Software / Architectural Improvements
A couple of improvements in this area would be relatively quick to implement. One of these will be presented later in this article. However, some of them would be more challenging and could require modifications even on all layers of your application. Nevertheless, they could definitely contribute to reducing your carbon footprint, make your workload more performant and simply save you some money in the long run.
Processing ad hoc and reacting immediately to all incoming requests without justifiable business need will most likely result in an unnecessary overhead during startup. This is regarding possibly many areas: spin-up, establishing database connection, resource lookup, and other checks. Imagine a scenario where you develop an application for managing a fleet of trucks. One of the features is a visualization of the route for each of the trucks in the fleet. This is based on the GPS data sent by special devices located on the trucks. These devices send information every five seconds. Now, we could develop a system that would receive these requests and invoke lambdas for each of them separately to update the map. While this would be close to a real-time system, we have to ask ourselves whether we really need the data to be updated so many times a minute. After a couple of meetings with your business analysts, it is determined that once a minute should be sufficient to have a good overview of the situation. So let our system send the signals from these devices to an AWS Kinesis Stream and allow a single Lambda to process all these records in a batch. We possibly also do not need to process the data independently for each truck. If we can wait for more than a minute, let that Lambda serve records from all the trucks at once. Regardless of what we choose, we could potentially save hundreds of new environment spin-ups and significantly reduce our carbon footprint in this situation. Have that in mind when designing the architecture for your next application.

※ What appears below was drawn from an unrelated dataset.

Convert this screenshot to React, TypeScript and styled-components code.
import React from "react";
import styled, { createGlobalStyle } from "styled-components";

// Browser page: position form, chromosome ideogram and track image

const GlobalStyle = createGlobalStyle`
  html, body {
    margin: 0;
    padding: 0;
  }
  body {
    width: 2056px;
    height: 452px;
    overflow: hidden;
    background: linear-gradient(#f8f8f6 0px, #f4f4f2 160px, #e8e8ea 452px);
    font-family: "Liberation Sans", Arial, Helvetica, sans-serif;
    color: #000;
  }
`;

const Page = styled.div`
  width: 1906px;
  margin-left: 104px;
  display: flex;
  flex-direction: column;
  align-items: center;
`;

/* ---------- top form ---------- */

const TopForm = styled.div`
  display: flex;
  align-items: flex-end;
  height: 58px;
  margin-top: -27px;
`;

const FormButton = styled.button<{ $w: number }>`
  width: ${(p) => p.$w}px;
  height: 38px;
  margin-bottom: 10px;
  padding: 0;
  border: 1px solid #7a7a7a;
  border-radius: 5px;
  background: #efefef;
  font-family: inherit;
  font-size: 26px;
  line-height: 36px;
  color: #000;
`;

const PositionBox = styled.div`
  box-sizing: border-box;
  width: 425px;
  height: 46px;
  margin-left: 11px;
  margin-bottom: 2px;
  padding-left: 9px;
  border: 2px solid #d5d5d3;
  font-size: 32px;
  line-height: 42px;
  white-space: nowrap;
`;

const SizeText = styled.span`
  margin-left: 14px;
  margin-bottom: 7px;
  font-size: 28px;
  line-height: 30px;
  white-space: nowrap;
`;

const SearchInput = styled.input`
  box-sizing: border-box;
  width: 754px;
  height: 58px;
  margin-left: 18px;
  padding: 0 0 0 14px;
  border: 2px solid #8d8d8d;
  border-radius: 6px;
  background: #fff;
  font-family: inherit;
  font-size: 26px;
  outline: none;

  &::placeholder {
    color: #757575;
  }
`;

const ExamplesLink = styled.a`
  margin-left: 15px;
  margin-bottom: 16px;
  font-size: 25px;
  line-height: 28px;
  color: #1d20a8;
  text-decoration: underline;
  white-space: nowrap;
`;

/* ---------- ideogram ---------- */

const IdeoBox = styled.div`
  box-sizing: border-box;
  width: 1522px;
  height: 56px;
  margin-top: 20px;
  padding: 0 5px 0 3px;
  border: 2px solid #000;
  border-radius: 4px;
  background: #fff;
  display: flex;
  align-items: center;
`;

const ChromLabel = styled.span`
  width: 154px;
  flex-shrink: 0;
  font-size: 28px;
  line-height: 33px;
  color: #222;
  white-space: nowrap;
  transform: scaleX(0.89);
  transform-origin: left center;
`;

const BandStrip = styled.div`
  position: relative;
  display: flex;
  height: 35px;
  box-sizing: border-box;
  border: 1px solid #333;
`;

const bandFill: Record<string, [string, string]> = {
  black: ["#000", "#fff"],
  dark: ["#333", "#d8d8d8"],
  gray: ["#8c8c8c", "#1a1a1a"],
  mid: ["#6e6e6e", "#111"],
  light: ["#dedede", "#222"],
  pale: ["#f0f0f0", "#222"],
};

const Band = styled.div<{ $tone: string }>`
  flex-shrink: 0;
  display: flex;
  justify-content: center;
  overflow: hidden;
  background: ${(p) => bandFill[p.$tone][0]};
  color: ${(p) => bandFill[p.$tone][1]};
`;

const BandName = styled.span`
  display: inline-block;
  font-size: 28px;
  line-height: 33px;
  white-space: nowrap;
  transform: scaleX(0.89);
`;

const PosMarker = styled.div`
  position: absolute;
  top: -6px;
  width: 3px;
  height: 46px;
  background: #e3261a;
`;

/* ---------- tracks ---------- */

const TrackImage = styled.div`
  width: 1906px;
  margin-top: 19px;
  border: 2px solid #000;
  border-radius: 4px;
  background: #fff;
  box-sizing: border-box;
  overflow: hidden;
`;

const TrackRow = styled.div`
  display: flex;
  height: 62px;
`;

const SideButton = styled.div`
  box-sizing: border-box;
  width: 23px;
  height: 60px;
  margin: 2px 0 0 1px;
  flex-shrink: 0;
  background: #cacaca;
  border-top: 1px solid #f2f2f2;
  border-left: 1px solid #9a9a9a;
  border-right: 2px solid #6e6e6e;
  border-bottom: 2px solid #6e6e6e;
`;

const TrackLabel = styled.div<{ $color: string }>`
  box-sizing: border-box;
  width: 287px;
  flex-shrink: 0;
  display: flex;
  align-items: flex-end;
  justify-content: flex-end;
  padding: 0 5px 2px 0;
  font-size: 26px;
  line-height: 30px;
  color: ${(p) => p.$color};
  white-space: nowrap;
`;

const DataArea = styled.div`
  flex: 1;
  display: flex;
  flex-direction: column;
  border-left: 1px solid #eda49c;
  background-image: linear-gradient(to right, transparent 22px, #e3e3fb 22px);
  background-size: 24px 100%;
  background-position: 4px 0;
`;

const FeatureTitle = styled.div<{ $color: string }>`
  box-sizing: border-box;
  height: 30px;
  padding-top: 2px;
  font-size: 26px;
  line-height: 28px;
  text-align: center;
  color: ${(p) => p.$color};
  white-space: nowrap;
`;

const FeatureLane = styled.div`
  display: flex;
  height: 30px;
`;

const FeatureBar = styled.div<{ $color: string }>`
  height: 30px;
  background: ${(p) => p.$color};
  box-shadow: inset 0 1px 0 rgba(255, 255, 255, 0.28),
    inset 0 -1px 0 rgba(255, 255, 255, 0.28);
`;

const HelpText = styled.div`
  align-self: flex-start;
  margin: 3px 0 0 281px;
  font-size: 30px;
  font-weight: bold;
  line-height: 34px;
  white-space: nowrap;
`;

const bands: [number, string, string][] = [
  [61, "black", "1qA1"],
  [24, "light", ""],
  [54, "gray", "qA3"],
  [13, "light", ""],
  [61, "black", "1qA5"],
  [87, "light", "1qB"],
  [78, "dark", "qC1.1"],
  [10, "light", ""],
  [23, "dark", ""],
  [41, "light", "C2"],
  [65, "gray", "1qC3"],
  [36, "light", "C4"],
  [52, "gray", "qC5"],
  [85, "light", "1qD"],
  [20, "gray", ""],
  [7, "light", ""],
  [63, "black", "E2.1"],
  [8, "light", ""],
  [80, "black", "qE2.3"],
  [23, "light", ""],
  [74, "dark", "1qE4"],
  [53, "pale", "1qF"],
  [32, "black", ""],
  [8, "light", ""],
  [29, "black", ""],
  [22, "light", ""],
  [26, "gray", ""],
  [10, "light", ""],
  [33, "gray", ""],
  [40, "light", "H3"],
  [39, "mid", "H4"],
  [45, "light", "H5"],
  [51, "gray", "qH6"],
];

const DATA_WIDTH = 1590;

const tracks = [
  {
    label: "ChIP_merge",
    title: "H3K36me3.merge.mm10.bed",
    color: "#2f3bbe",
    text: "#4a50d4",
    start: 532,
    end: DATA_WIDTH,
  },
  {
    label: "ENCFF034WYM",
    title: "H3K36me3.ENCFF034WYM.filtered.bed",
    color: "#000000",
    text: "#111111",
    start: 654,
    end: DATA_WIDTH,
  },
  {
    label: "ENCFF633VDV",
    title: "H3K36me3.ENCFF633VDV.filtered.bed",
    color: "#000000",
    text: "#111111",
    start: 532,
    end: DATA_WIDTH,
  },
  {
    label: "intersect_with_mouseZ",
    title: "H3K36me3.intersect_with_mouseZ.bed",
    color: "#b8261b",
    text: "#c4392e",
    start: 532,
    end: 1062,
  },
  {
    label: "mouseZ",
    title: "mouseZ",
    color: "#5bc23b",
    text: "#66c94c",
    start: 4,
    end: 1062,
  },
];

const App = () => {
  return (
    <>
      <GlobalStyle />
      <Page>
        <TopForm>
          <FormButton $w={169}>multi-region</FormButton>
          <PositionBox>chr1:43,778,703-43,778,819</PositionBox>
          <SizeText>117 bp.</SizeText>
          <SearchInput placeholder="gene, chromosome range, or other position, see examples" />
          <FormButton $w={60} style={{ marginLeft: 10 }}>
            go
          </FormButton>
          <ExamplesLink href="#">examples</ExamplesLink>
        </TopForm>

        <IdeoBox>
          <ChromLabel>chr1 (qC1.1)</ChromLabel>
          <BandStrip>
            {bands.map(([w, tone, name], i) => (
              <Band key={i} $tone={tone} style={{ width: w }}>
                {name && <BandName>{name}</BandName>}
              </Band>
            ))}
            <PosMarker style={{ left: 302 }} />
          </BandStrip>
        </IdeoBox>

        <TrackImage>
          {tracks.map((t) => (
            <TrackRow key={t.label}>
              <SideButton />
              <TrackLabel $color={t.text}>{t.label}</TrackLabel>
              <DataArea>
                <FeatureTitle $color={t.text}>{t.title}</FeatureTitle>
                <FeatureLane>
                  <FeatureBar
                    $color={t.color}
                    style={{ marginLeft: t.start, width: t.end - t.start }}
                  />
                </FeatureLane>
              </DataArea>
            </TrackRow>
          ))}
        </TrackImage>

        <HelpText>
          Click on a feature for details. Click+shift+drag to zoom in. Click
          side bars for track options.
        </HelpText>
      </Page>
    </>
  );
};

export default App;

Move Compute to Front-End as Much as Possible
This is my personal favourite. It took me some time, though, to fully comprehend this way of thinking about managing data across the layers of an application. This strategy mainly applies to web-based applications, but in theory, any application with a clearly separated view layer that is not server-side rendered should be able to use this strategy. So, in essence, 90% of the software currently developed should fall under this category. I think most of us worked on those legacy applications with heavily normalized database schemas that required very complex queries or massive stored procedures to get a certain aggregate of data. A couple of these queries would later be pushed to the service layer, where a couple of thousand lines of code would take care of the processing. All that so that the presentation layer can receive a fit-for-measure data structure that it just needs to render. If this kind of application receives hundreds of requests per second, then there is a lot of computing power required for the persistence and service layers to process all this data. Without a doubt, a large footprint is there.

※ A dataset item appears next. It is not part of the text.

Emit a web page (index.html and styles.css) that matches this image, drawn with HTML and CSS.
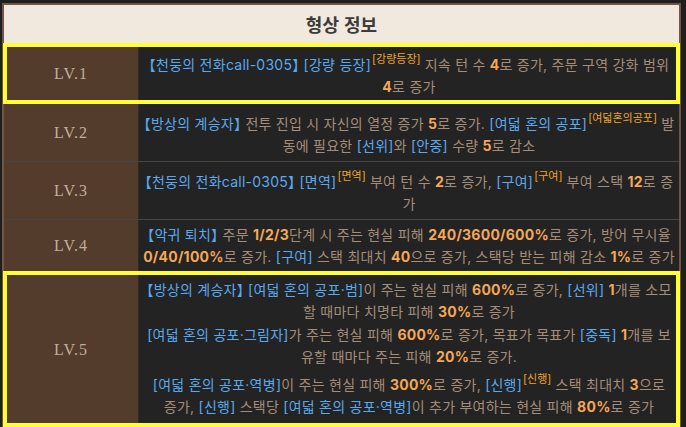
FILE: index.html
```html
<!DOCTYPE html>
<html lang="ko">
<head>
    <meta charset="UTF-8">
    <meta name="viewport" content="width=device-width, initial-scale=1.0">
    <title>형상 정보</title>
    <link rel="stylesheet" href="styles.css">
</head>
<body>
    <div class="panel">
        <div class="panel-head">형상 정보</div>

        <div class="lv-row is-active">
            <div class="lv-name">LV.1</div>
            <div class="lv-desc">
                <p><span class="term">【천둥의 전화call-0305】 [강량 등장]</span><sup class="tag">[강량등장]</sup> 지속 턴 수 <b class="num">4</b>로 증가, 주문 구역 강화 범위 <b class="num">4</b>로 증가</p>
            </div>
        </div>

        <div class="lv-row">
            <div class="lv-name">LV.2</div>
            <div class="lv-desc">
                <p><span class="term">【방상의 계승자】</span> 전투 진입 시 자신의 열정 증가 <b class="num">5</b>로 증가. <span class="term">[여덟 혼의 공포]</span><sup class="tag">[여덟혼의공포]</sup> 발동에 필요한 <span class="term">[선위]</span>와 <span class="term">[안중]</span> 수량 <b class="num">5</b>로 감소</p>
            </div>
        </div>

        <div class="lv-row">
            <div class="lv-name">LV.3</div>
            <div class="lv-desc">
                <p><span class="term">【천둥의 전화call-0305】 [면역]</span><sup class="tag">[면역]</sup> 부여 턴 수 <b class="num">2</b>로 증가, <span class="term">[구여]</span><sup class="tag">[구여]</sup> 부여 스택 <b class="num">12</b>로 증가</p>
            </div>
        </div>

        <div class="lv-row">
            <div class="lv-name">LV.4</div>
            <div class="lv-desc">
                <p><span class="term">【악귀 퇴치】</span> 주문 <b class="num">1/2/3</b>단계 시 주는 현실 피해 <b class="num">240/3600/600%</b>로 증가, 방어 무시율 <b class="num">0/40/100%</b>로 증가. <span class="term">[구여]</span> 스택 최대치 <b class="num">40</b>으로 증가, 스택당 받는 피해 감소 <b class="num">1%</b>로 증가</p>
            </div>
        </div>

        <div class="lv-row is-active">
            <div class="lv-name">LV.5</div>
            <div class="lv-desc lv-desc--list">
                <p><span class="term">【방상의 계승자】 [여덟 혼의 공포·범]</span>이 주는 현실 피해 <b class="num">600%</b>로 증가, <span class="term">[선위]</span> <b class="num">1</b>개를 소모할 때마다 치명타 피해 <b class="num">30%</b>로 증가</p>
                <p><span class="term">[여덟 혼의 공포·그림자]</span>가 주는 현실 피해 <b class="num">600%</b>로 증가, 목표가 목표가 <span class="term">[중독]</span> <b class="num">1</b>개를 보유할 때마다 주는 피해 <b class="num">20%</b>로 증가.</p>
                <p><span class="term">[여덟 혼의 공포·역병]</span>이 주는 현실 피해 <b class="num">300%</b>로 증가, <span class="term">[신행]</span><sup class="tag">[신행]</sup> 스택 최대치 <b class="num">3</b>으로 증가, <span class="term">[신행]</span> 스택당 <span class="term">[여덟 혼의 공포·역병]</span>이 추가 부여하는 현실 피해 <b class="num">80%</b>로 증가</p>
            </div>
        </div>
    </div>
</body>
</html>
```

FILE: styles.css
```css
body {
    margin: 0;
    background: #1f1f1f;
    font-family: Inter, "Noto Sans CJK KR", sans-serif;
}
.panel {
    margin: 3px 5px 2px 2px;
    border: 2px solid #6f5646;
    background: #232323;
}
.panel-head {
    height: 38px;
    display: flex;
    align-items: center;
    justify-content: center;
    background: #f1e8de;
    border-bottom: 1px solid #2f2f45;
    color: #3b3b3b;
    font-family: "Noto Sans CJK KR", sans-serif;
    font-size: 18px;
    font-weight: bold;
}
.lv-row {
    display: grid;
    grid-template-columns: 135px 1fr;
    border-top: 1px solid #454545;
}
.panel-head + .lv-row {
    border-top: none;
}
.lv-row.is-active {
    outline: 4px solid #ffff33;
    outline-offset: -3px;
}
.lv-name {
    display: flex;
    align-items: center;
    justify-content: center;
    background: #533c2c;
    border-right: 1px solid #2b2b2b;
    color: #c0ae9c;
    font-family: "Liberation Serif", serif;
    font-size: 16px;
    letter-spacing: 1px;
}
.lv-desc {
    padding: 4px;
    text-align: center;
    color: #a38d78;
    font-size: 14px;
    line-height: 22px;
    letter-spacing: 0.25px;
    font-feature-settings: "halt";
}
.panel-head + .lv-row .lv-desc {
    padding: 5px 4px;
}
.lv-desc p {
    margin: 0;
}
.lv-desc--list {
    padding: 6px 4px 8px;
}
.lv-desc--list p {
    padding: 0 2px;
}
.lv-desc--list p + p {
    margin-top: 1px;
}
.term {
    color: #5aa9ec;
}
.num {
    color: #f3a758;
}
.tag {
    margin-left: 1px;
    color: #f0a323;
    font-size: 11px;
    line-height: 20px;
    vertical-align: 7px;
    letter-spacing: 0;
}
```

Back in the early 2000s, this was most likely the strategy you had to implement as web browsers and client workstations, for that matter, were nowhere near the processing power present today. So why not take advantage of that power that lies on the client-side? Considering the application I mentioned earlier, we can identify the access patterns. Based on these, we would have an overview of how we could store that data in a non-relational database like DynamoDb. DynamoDb always has a single-digit millisecond response time, and given that the data is already aggregated, our back end could literally serve as a hose to move it to the front-end as is. From now on, let the front-end take care of any required transformations and processing in addition to rendering. With the speed of current browsers and client devices/workstations, this architectural change should be transparent to the user or just slightly noticeable. For our company, though, that would mean a substantial down-scaling possibility, thus allowing for huge savings on computing and a significant increase in sustainability.
Simply Use Managed Services
"In the future, all the code you ever write will be business logic."
Werner Vogels, CTO, Amazon.com
Whether we like it or not, we are all heading in that direction. To be honest, I think we should all but not like it and not strive for reaching this kind of state. Which team lead is perfectly willing to sacrifice weeks of work of his engineers to write a custom implementation of a request/response sanitization library just so that the team has complete control over its features? In the end, just to realize it actually took months, 3rd party auditor constantly keeps finding holes in it, and it requires constant maintenance. Would it not be wiser to simply reuse a ready-made library maintained and updated daily by a software house specializing purely in the security domain? Besides that, this company has most likely mastered the tuning of performance so that the computing power required to serve each request/response is always minimal. Yes, we won't have absolutely complete control of its features, but the question is how often you would be in a critical need to deviate from a well-established standard? Not so often, in my opinion. And even then, you should actually question whether the engineering decisions eventually requiring these customizations were valid in the first place.
Most of the AWS managed services originated from real-life needs and scenarios of AWS customers. The requirement pattern started to be so common that a solution in the form of a managed service naturally emerged. AWS currently has more than two hundred services ranging from IaaS to SaaS offerings. Are you sure that you really want to implement that in-house face-recognition application? Just use AWS Rekognition. Maybe you won't need to recognize faces at some point but voice instead? Would you rewrite your (very inefficient) original program and waste even more money? Just switch to AWS Transcribe and use it on-demand. I don't think we even have to discuss the scaling of computing in the cloud vs scaling on-prem. You can be confident that AWS has all the operational and performance excellence behind their managed services. This implicitly puts the sustainability of your workloads in the highest possible registers.
Path to Production
Regarding measuring the results of your improvements in the sustainability pillar, the metrics would mostly revolve around reducing provisioned resources and resources consumed per unit of work. Before going to production, make sure you first test for these metrics on a dedicated Dev/Test environment. Ideally, you should have an automated testing suite(s) that could run end-to-end tests in parallel, simulating many users using the system simultaneously. Some manual testing is advised just to make sure the usability of our application did not suffer any downgrade.
Once you are ready to deploy to production, try not to do it a typical rolling way. Blue/Green deployment would be best suited for this kind of situation. Although it is one of the more expensive options, you have that safety net of benign able to switch back to your legacy environment in near real-time. Canary deployment might also be a good idea. We could start with a cautious 5% traffic redirected to the new environment and gradually increase that if we do not detect any significant problems.
In the long run, analysis of the AWS Cost and Usage Reports could give a lot of insight into your new deployment. This is to mainly verify whether there are still some hot spots and when do they mainly occur. In combination with these useful queries, AWS Athena might help you out in this analysis greatly.